Bien sabemos que no solo comemos para nutrir nuestro cuerpo físico y que no solo ingerimos alimentos para saciar el estómago. Comemos y buscamos los alimentos por múltiples razones, como agregar nutrientes a nuestras células o por motivos emocionales que tienen una fuerte influencia en nuestras decisiones y urgencias alimentarias.
Como lo he comentado en post anteriores, la alimentación tiene un componente emocional fuerte. Al nacer, lo primero que nos da contención fue un alimento, esa leche tibia que nos hizo volver a encontrar la calma. Siglos atrás, cuando la comida no estaba siempre disponible y nuestros antepasados tenían que ir a cazar para alimentarse, era un acto de vida o muerte lleno de estrés y angustia por encontrar algún nutriente que devolviera la energía, un motor para la sobrevivencia. No puedo llegar a imaginar el éxtasis que sentían cuando después de días sin comer encontraban algún alimento (fruta o animal). No es raro entonces que la comida, el alimento, el saborear, tenga un impacto y recuerdo emocional grande en nosotros.
Validar que comemos desde la emoción y que a veces necesitamos de un alimento para cambiar una emoción incómoda nos hace más humanos y nos permite decidir sobre nuestra ingesta emocional, así como hacer la diferenciación entre hambre e ingesta emocional. Yo puedo comer desde la emoción y puedo de manera consciente decidir cuánto comer.

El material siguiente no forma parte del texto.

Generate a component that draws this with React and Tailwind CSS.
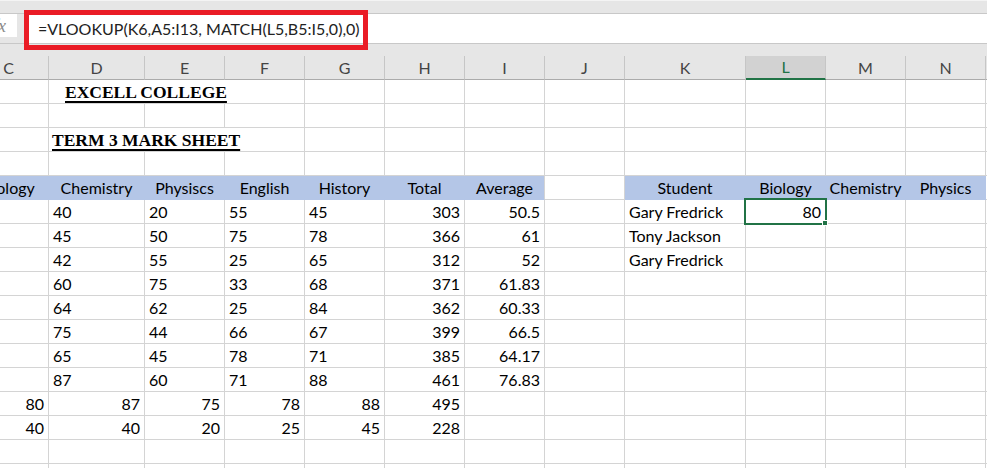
import React from 'react';

const COLS = ['C', 'D', 'E', 'F', 'G', 'H', 'I', 'J', 'K', 'L', 'M', 'N', 'O'];

// one entry per row, cells in column order C..O
// { t: text, a: 'l' | 'r' | 'c', blue, span }
const L = (t) => ({ t, a: 'l' });
const R = (t) => ({ t, a: 'r' });
const C = (t) => ({ t, a: 'c', blue: true });
const E = { t: '' };
const B = { t: '', blue: true };

const blank = () => COLS.map(() => E);

const rows = [
  [E, { t: 'EXCELL COLLEGE', title: true, pad: 'pl-[16px]', span: 3 }, E, E, E, E, E, E, E, E, E],
  blank(),
  [E, { t: 'TERM 3 MARK SHEET', title: true, pad: 'pl-[3px]', span: 3 }, E, E, E, E, E, E, E, E, E],
  blank(),
  [
    C('Biology'), C('Chemistry'), C('Physiscs'), C('English'), C('History'), C('Total'), { ...C('Average'), last: true },
    E, C('Student'), C('Biology'), C('Chemistry'), C('Physics'), E,
  ],
  [E, L('40'), L('20'), L('55'), L('45'), R('303'), R('50.5'), E, L('Gary Fredrick'), R('80'), E, E, E],
  [E, L('45'), L('50'), L('75'), L('78'), R('366'), R('61'), E, L('Tony Jackson'), E, E, E, E],
  [E, L('42'), L('55'), L('25'), L('65'), R('312'), R('52'), E, L('Gary Fredrick'), E, E, E, E],
  [E, L('60'), L('75'), L('33'), L('68'), R('371'), R('61.83'), E, E, E, E, E, E],
  [E, L('64'), L('62'), L('25'), L('84'), R('362'), R('60.33'), E, E, E, E, E, E],
  [E, L('75'), L('44'), L('66'), L('67'), R('399'), R('66.5'), E, E, E, E, E, E],
  [E, L('65'), L('45'), L('78'), L('71'), R('385'), R('64.17'), E, E, E, E, E, E],
  [E, L('87'), L('60'), L('71'), L('88'), R('461'), R('76.83'), E, E, E, E, E, E],
  [R('80'), R('87'), R('75'), R('78'), R('88'), R('495'), E, E, E, E, E, E, E],
  [R('40'), R('40'), R('20'), R('25'), R('45'), R('228'), E, E, E, E, E, E, E],
  blank(),
  blank(),
];

const gridCols =
  'grid grid-cols-[80px_96px_80px_80px_80px_80px_80px_80px_121px_80px_80px_80px_80px]';

function Cell({ cell }) {
  const align =
    cell.a === 'r' ? 'justify-end' : cell.a === 'c' ? 'justify-center' : 'justify-start';
  const colour = cell.blue
    ? `bg-[#b4c6e7] border-b-[#b4c6e7] ${cell.last ? 'border-r-[#d4d4d4]' : 'border-r-[#b4c6e7]'}`
    : 'border-[#d4d4d4]';
  const span = cell.span === 3 ? 'col-span-3' : '';

  if (cell.title) {
    return (
      <div className={`${span} h-[24px] border-r border-b border-[#d4d4d4] flex items-end pb-[1px] ${cell.pad}`}>
        <span className="font-['Liberation_Serif',serif] font-bold text-[17.5px] leading-[20px] text-black underline decoration-[2px] underline-offset-[3px] whitespace-nowrap">
          {cell.t}
        </span>
      </div>
    );
  }

  return (
    <div
      className={`${span} h-[24px] border-r border-b ${colour} flex items-end ${align} px-[4px] pb-[2px] text-[16px] leading-[19px] text-black whitespace-nowrap`}
    >
      {cell.t}
    </div>
  );
}

export default function App() {
  return (
    <div className="relative w-[987px] h-[468px] overflow-hidden bg-white font-['Lato',sans-serif]">
      {/* ribbon edge */}
      <div className="h-[14px] bg-[#e6e6e6] border-t border-t-[#f4f4f4] border-b border-b-[#c8c8c8]" />

      {/* formula bar */}
      <div className="h-[30px] flex border-b border-[#c8c8c8]">
        <div className="w-[24px] bg-[#e6e6e6] flex flex-col">
          <div className="w-[17px] h-[23px] bg-white overflow-hidden flex items-center">
            <span className="-ml-[7px] font-['Liberation_Serif',serif] italic text-[18px] leading-none text-[#8a8a8a]">
              fx
            </span>
          </div>
        </div>
        <div className="flex-1 bg-white flex items-center pl-[14px] text-[16px] text-[#222] whitespace-nowrap">
          =VLOOKUP(K6,A5:I13, MATCH(L5,B5:I5,0),0)
        </div>
      </div>

      {/* column letters */}
      <div className="bg-[#e6e6e6] pt-[12px] overflow-hidden">
        <div className={`${gridCols} -ml-[31px]`}>
          {COLS.map((c) => (
            <div
              key={c}
              className={`h-[24px] border-r border-r-[#c6c6c6] flex items-center justify-center text-[16px] ${
                c === 'L'
                  ? 'bg-[#d2d2d2] text-[#217346] border-b-2 border-b-[#217346]'
                  : 'text-[#444] border-b border-b-[#ababab]'
              }`}
            >
              {c}
            </div>
          ))}
        </div>
      </div>

      {/* sheet */}
      <div className="overflow-hidden">
        <div className={`${gridCols} -ml-[31px]`}>
          {rows.map((row, r) =>
            row.map((cell, c) => <Cell key={`${r}-${c}`} cell={cell} />)
          )}
        </div>
      </div>

      {/* annotation round the formula */}
      <div className="absolute left-[24px] top-[10px] w-[344px] h-[40px] border-[5px] border-[#ea1c26]" />

      {/* active cell L6 */}
      <div className="absolute left-[744px] top-[198px] w-[83px] h-[27px] border-2 border-[#217346]" />
      <div className="absolute left-[822px] top-[220px] w-[6px] h-[6px] bg-[#217346] border border-white" />
    </div>
  );
}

Pero hay un punto muy importante a observar y hacernos consciente, ya que tiene implicancias en la salud: cuando mantenemos de manera permanente e inconsciente el hábito de comer; es siempre emocional.
Es normal, humano y parte de nuestra emocionalidad que nos constituye asociar que los alimentos puedan llenar vacíos internos que no son el estómago. El punto importante es que a veces no nos damos cuenta que hacemos de este acto que podría ser terapéutico. Porque sí, la comida puede ser terapia cuando se toma de manera consciente. Sin embargo, hay momentos en que entramos en este loop automatizado en donde pasamos de tener comidas emocionales por eventos puntales a tener una alimentación emocional de manera permanente. Perdemos el sentido y perpetuamos un hábito que si lo volvemos crónico o sostenido en el tiempo, se transforma en un limitante para gozar de los alimentos, genera grandes frustraciones y a veces una sensación de perdida de control y angustia. En casos más graves se convierten en trastornos de la conducta alimentaria y depresión.
Dado todo lo anterior es importante graficar de manera clara las diferencias para poder identificar cuándo este acto que nos debería generar placer, disfrute, energía y una liberación de endorfinas, nos lleva más a la culpa y la frustración. El hambre emocional aparece de manera repentina y es una sensación que hay que saciar de inmediato, y no con cualquier alimento. El hambre fisiológica va de a poco apareciendo, es un hambre que puede esperar y se sacia generalmente con alimentos que tienen un valor nutricional o bien podemos ser flexibles a la hora de elegir.
Está bien comer desde lo emoción y lo seguiremos haciendo, pero no hagamos de esa comida emocional que elegimos en un momento puntual un hábito en donde comer sea la única manera que tengamos para gestionar las emociones. La invitación es a identificar si mi forma de comer es gozosa y me suma a mi vida o más bien me está generando limitaciones en mi salud física y mental. En este contexto, busquemos, exploremos y seamos curiosos en llegar a actividades que puedan nutrirnos y alimentar nuestra menta y alma.